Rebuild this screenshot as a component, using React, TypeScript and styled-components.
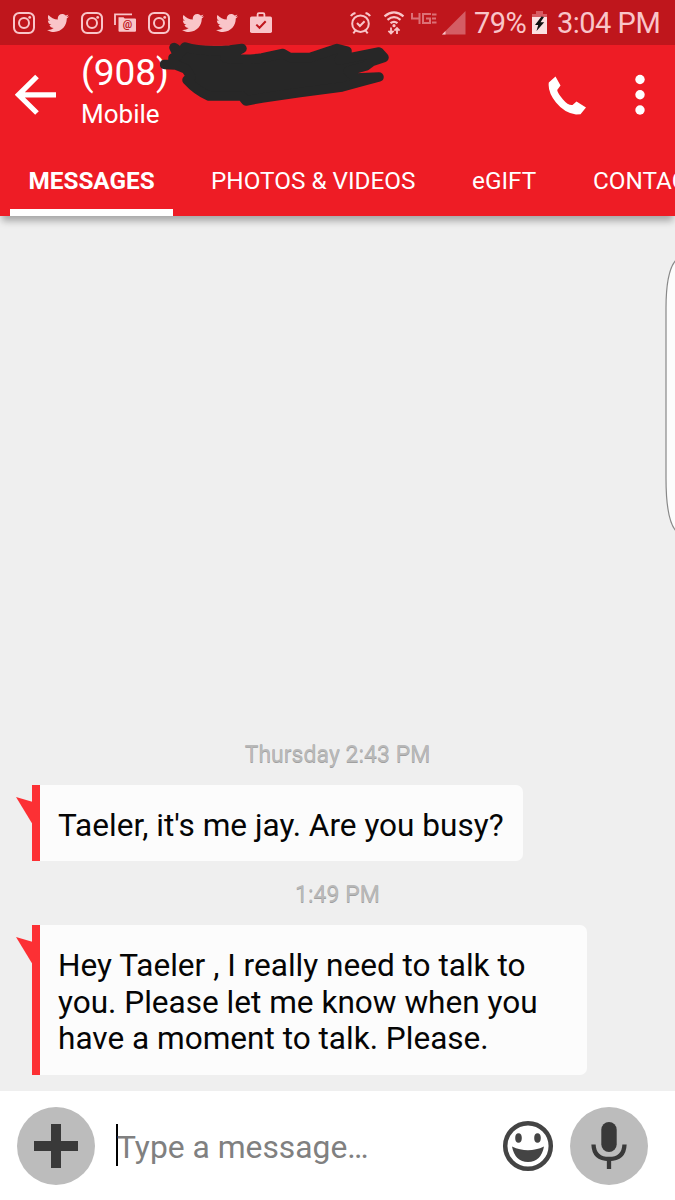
import React from "react";
import styled, { createGlobalStyle } from "styled-components";
import { FaTwitter } from "react-icons/fa";

const GlobalStyle = createGlobalStyle`
  * { box-sizing: border-box; }
  body { margin: 0; background: #efefef; font-family: Roboto, "Liberation Sans", sans-serif; }
`;

const Screen = styled.main`
  width: 675px;
  height: 1200px;
  display: flex;
  flex-direction: column;
  overflow: hidden;
  background: #efefef;
`;

const StatusBar = styled.div`
  height: 45px;
  flex: none;
  display: flex;
  align-items: center;
  justify-content: space-between;
  padding: 0 15px 0 13px;
  background: #bf161c;
  color: #f9c5c9;
`;

const Notifications = styled.div`
  display: flex;
  gap: 11.8px;
  svg { display: block; width: 22px; height: 22px; }
`;

const SystemStatus = styled.div`
  display: flex;
  align-items: center;
  svg { display: block; flex: none; }
`;

const StatusText = styled.span<{ $width: number; $left: number }>`
  width: ${(p) => p.$width}px;
  margin-left: ${(p) => p.$left}px;
  font-size: 29px;
  line-height: 45px;
  letter-spacing: -0.5px;
  white-space: nowrap;
  padding-top: 2px;
`;

const NetworkLabel = styled.span`
  width: 26px;
  height: 12px;
  margin: 0 5px 8px 6px;
  display: flex;
  align-items: flex-start;
`;

const AlarmIcon = styled.svg`
  margin-right: 12px;
`;

const Header = styled.header`
  position: relative;
  z-index: 1;
  height: 170.5px;
  flex: none;
  display: flex;
  flex-direction: column;
  background: #ee1c25;
  color: #fff;
  box-shadow: 0 7px 7px -2px rgba(0, 0, 0, 0.3);
`;

const ContactBar = styled.div`
  height: 102px;
  display: flex;
  align-items: center;
  padding: 0 30px 2px 15px;
  svg { display: block; flex: none; }
`;

const Contact = styled.div`
  position: relative;
  flex: 1;
  height: 100px;
  margin-left: 24px;
`;

const PhoneNumber = styled.div`
  height: 47px;
  padding-top: 6px;
  font-size: 37px;
  line-height: 44px;
`;

const PhoneKind = styled.div`
  padding-top: 7px;
  font-size: 26px;
  line-height: 30px;
`;

const Scribble = styled.svg`
  position: absolute;
  left: 79px;
  top: -5px;
`;

const MenuIcon = styled.svg`
  margin-left: 49px;
`;

const Tabs = styled.nav`
  height: 68.5px;
  display: flex;
  padding-left: 9.5px;
  overflow: hidden;
`;

const Tab = styled.div<{ $width: number; $active?: boolean }>`
  flex: none;
  width: ${(p) => p.$width}px;
  height: 68.5px;
  margin-right: ${(p) => (p.$active ? 19 : 0)}px;
  padding: 19px 0 0 19px;
  font-size: 24.3px;
  line-height: 30px;
  font-weight: ${(p) => (p.$active ? 700 : 400)};
  white-space: nowrap;
  border-bottom: 7.5px solid ${(p) => (p.$active ? "#fff" : "transparent")};
`;

const Conversation = styled.section`
  position: relative;
  flex: 1;
  display: flex;
  flex-direction: column;
  justify-content: flex-end;
  align-items: flex-start;
  padding: 0 0 16px 32px;
`;

const Timestamp = styled.time<{ $top?: number }>`
  align-self: center;
  margin: ${(p) => p.$top ?? 0}px 0 15px -32px;
  height: 30px;
  font-size: 23.05px;
  line-height: 30px;
  color: #b9b9b9;
  text-shadow: 0 1px 0 #a0a0a0;
`;

const Bubble = styled.article<{ $width: number; $height: number }>`
  position: relative;
  width: ${(p) => p.$width}px;
  height: ${(p) => p.$height}px;
  padding: 23px 0 0 18px;
  border-left: 8px solid #fc3034;
  border-radius: 0 7px 7px 0;
  background: #fcfcfc;
  color: #050505;
  font-size: 31.57px;
  line-height: 36.6px;
  white-space: nowrap;
`;

const Tail = styled.svg`
  position: absolute;
  left: -24px;
  top: 12px;
`;

const Line = styled.div``;

const EdgePanel = styled.svg`
  position: absolute;
  right: 0;
  top: 38px;
`;

const Composer = styled.footer`
  height: 109.5px;
  flex: none;
  display: flex;
  align-items: center;
  padding: 1px 27px 0 16.5px;
  background: #fff;
  svg { display: block; flex: none; }
`;

const RoundButton = styled.div<{ $left?: number }>`
  flex: none;
  width: 78px;
  height: 78px;
  margin-left: ${(p) => p.$left ?? 0}px;
  border-radius: 50%;
  display: grid;
  place-items: center;
  background: #bcbcbc;
`;

const Caret = styled.span`
  flex: none;
  width: 2px;
  height: 42px;
  margin: 0 -1px 2px 21.5px;
  background: #000;
`;

const Placeholder = styled.span`
  flex: 1;
  padding-top: 2px;
  font-size: 31.8px;
  line-height: 40px;
  color: #808080;
  white-space: nowrap;
`;

const InstagramIcon = () => (
  <svg viewBox="0 0 22 22" fill="none" stroke="currentColor" strokeWidth="2">
    <rect x="1" y="1" width="20" height="20" rx="5.2" />
    <circle cx="11" cy="11" r="5" />
    <circle cx="16.7" cy="5.4" r="1.4" fill="currentColor" stroke="none" />
  </svg>
);

const MailStackIcon = () => (
  <svg viewBox="0 0 22 22">
    <path d="M1 13V2.3h17" fill="none" stroke="currentColor" strokeWidth="1.8" />
    <path d="M4.5 5.2h5l1.2 1.3H21a1 1 0 0 1 1 1v11.2a1 1 0 0 1-1 1H5.5a1 1 0 0 1-1-1z" fill="currentColor" />
    <text x="13.4" y="15.8" textAnchor="middle" fontSize="10.5" fontWeight="700" fill="#bf161c">@</text>
  </svg>
);

const WorkIcon = () => (
  <svg viewBox="0 0 22 22">
    <path d="M7.6 6V2.500q0-1.300 1.300-1.300h4.200q1.300 0 1.300 1.300V6" fill="none" stroke="currentColor" strokeWidth="1.8" />
    <rect y="4.5" width="22" height="16.5" rx="1.7" fill="currentColor" />
    <path d="M6.3 12.600l3.200 3.200 6.200-6.500" fill="none" stroke="#bf161c" strokeWidth="2" />
  </svg>
);

const App = () => (
  <>
    <GlobalStyle />
    <Screen>
      <StatusBar>
        <Notifications>
          <InstagramIcon />
          <FaTwitter />
          <InstagramIcon />
          <MailStackIcon />
          <InstagramIcon />
          <FaTwitter />
          <FaTwitter />
          <WorkIcon />
        </Notifications>
        <SystemStatus>
          <AlarmIcon width="21" height="24" viewBox="0 0 21 24" fill="none" stroke="currentColor" strokeWidth="2">
            <circle cx="10.5" cy="12.7" r="8.3" />
            <path d="M7 12l2.900 3 4.700-4.700M1 5.200Q2 2.800 5.500 2M20 5.200Q19 2.800 15.500 2M5.500 19.500L3.300 22.300M15.500 19.500l2.200 2.800" />
          </AlarmIcon>
          <svg width="22" height="24" viewBox="0 0 22 24" fill="none" stroke="currentColor" strokeWidth="2.2">
            <path d="M1.500 5.300Q11-2.500 20.500 5.300M4.500 8.800Q11 3.600 17.500 8.800M7.500 12.200Q11 9.500 14.500 12.200" />
            <circle cx="11" cy="14.7" r="1.6" fill="currentColor" stroke="none" />
            <path d="M8 16.500v6M5.400 19.900L8 22.500l2.600-2.600M14 23v-6M11.400 19.600L14 17l2.600 2.600" strokeWidth="1.8" />
          </svg>
          <NetworkLabel>
            <svg width="26" height="12" viewBox="0 0 26 12" fill="none" stroke="#dc7076" strokeWidth="2">
              <path d="M1 0v5.500h8M8.500 0v11M20 1h-8v9h7V5.500h-4M21 1.500h4.500M21 5.500h4M21 9.500h4.500" />
            </svg>
          </NetworkLabel>
          <svg width="24" height="24" viewBox="0 0 24 24">
            <path d="M0 23.500L23.500 0v23.500z" fill="#d45d64" />
            <path d="M0 23.500l3.500-3.500v3.500z" fill="#f9c5c9" />
          </svg>
          <StatusText $width={58} $left={8}>79%</StatusText>
          <svg width="15" height="23" viewBox="0 0 15 23">
            <path d="M4 0h7v3H4zM0 3h15v4H0z" fill="#d75b63" />
            <path d="M0 6h15v17H0z" fill="#fce0e2" />
            <path d="M9.500 5.500L3 14h3.200L4.500 20l7.700-8.700H8.500L12 6z" fill="#111" />
          </svg>
          <StatusText $width={103} $left={10}>3:04 PM</StatusText>
        </SystemStatus>
      </StatusBar>

      <Header>
        <ContactBar>
          <svg width="42" height="42" viewBox="0 0 42 42" fill="none" stroke="#fff" strokeWidth="5.2">
            <path d="M41 20.800H4M22 2.500L3.500 20.800 22 39" />
          </svg>
          <Contact>
            <PhoneNumber>(908)</PhoneNumber>
            <PhoneKind>Mobile</PhoneKind>
            <Scribble width="232" height="68" viewBox="160 40 232 68">
              <path
                d="M164.500 64.500L173 64L173 58L178 56L174 47.500L181 52L185 47Q200 52 230 50L242 48.500L235 52L225 58Q245 60.500 262 58L283 53.500L290 57.500H310L337 48.500L347 51L339 60L379 52L384 57.500L372 61.500L366 66L348 71L356 78L379 77L364 81L342 87L300 92.500L262 98L246 101L242 96L209 96Q197 91 187 80L191 77L186 69L176 65z"
                fill="#272727"
                stroke="#272727"
                strokeWidth="9.5"
                strokeLinejoin="round"
                strokeLinecap="round"
              />
            </Scribble>
          </Contact>
          <svg width="38" height="39" viewBox="0 0 38 39">
            <path d="M7.500 0.500L0.800 6.500Q-0.500 16 8 26.500Q16.500 37 28 38.500L32.500 38.200L38 31.500L28.500 25.500L24.500 29Q20 29.500 15 23.500Q9.500 17 9.200 14L12.500 9.500z" fill="#fff" />
          </svg>
          <MenuIcon width="10" height="42" viewBox="0 0 10 42" fill="#fff">
            <circle cx="5" cy="5.5" r="4.7" />
            <circle cx="5" cy="20.8" r="4.7" />
            <circle cx="5" cy="36" r="4.7" />
          </MenuIcon>
        </ContactBar>
        <Tabs>
          <Tab $width={163.5} $active>MESSAGES</Tab>
          <Tab $width={261}>PHOTOS &amp; VIDEOS</Tab>
          <Tab $width={121}>eGIFT</Tab>
          <Tab $width={150}>CONTACT</Tab>
        </Tabs>
      </Header>

      <Conversation>
        <Timestamp>Thursday 2:43 PM</Timestamp>
        <Bubble $width={491} $height={76}>
          <Tail width="17" height="28"><path d="M0 0l17 5v23z" fill="#fc3034" /></Tail>
          <Line>Taeler, it's me jay. Are you busy?</Line>
        </Bubble>
        <Timestamp $top={19}>1:49 PM</Timestamp>
        <Bubble $width={555} $height={149.5}>
          <Tail width="17" height="28"><path d="M0 0l17 5v23z" fill="#fc3034" /></Tail>
          <Line>Hey Taeler , I really need to talk to</Line>
          <Line>you. Please let me know when you</Line>
          <Line>have a moment to talk. Please.</Line>
        </Bubble>
        <EdgePanel width="10" height="284" viewBox="0 0 10 284">
          <path d="M11 6Q1 17 1 54V224Q1 266 11 277" fill="#fcfcfc" stroke="#888" strokeWidth="1.2" />
        </EdgePanel>
      </Conversation>

      <Composer>
        <RoundButton>
          <svg width="44" height="44" viewBox="0 0 44 44">
            <path d="M17 0h10v17h17v10H27v17H17V27H0V17h17z" fill="#393939" />
          </svg>
        </RoundButton>
        <Caret />
        <Placeholder>Type a message…</Placeholder>
        <svg width="52" height="52" viewBox="0 0 52 52" fill="#444">
          <circle cx="26" cy="26" r="22.8" fill="none" stroke="#444" strokeWidth="4.5" />
          <ellipse cx="16.5" cy="18" rx="3.3" ry="4.8" />
          <ellipse cx="35.5" cy="18" rx="3.3" ry="4.8" />
          <path d="M10 26.500Q26 34 42 26.500Q39 42 26 42Q13 42 10 26.500z" />
        </svg>
        <RoundButton $left={16.5}>
          <svg width="36" height="48" viewBox="0 0 36 48">
            <rect x="10.3" y="0" width="15.4" height="30" rx="7.7" fill="#393939" />
            <path d="M2.500 22.500Q3 37 18 37Q33 37 33.500 22.500M18 36v11" fill="none" stroke="#393939" strokeWidth="4.3" />
          </svg>
        </RoundButton>
      </Composer>
    </Screen>
  </>
);

export default App;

▸ Written instruction
Pull out every line in the data above that has the word "components".

▸ Complete answer
Rebuild this screenshot as a component, using React, TypeScript and styled-components.
import styled, { createGlobalStyle } from "styled-components";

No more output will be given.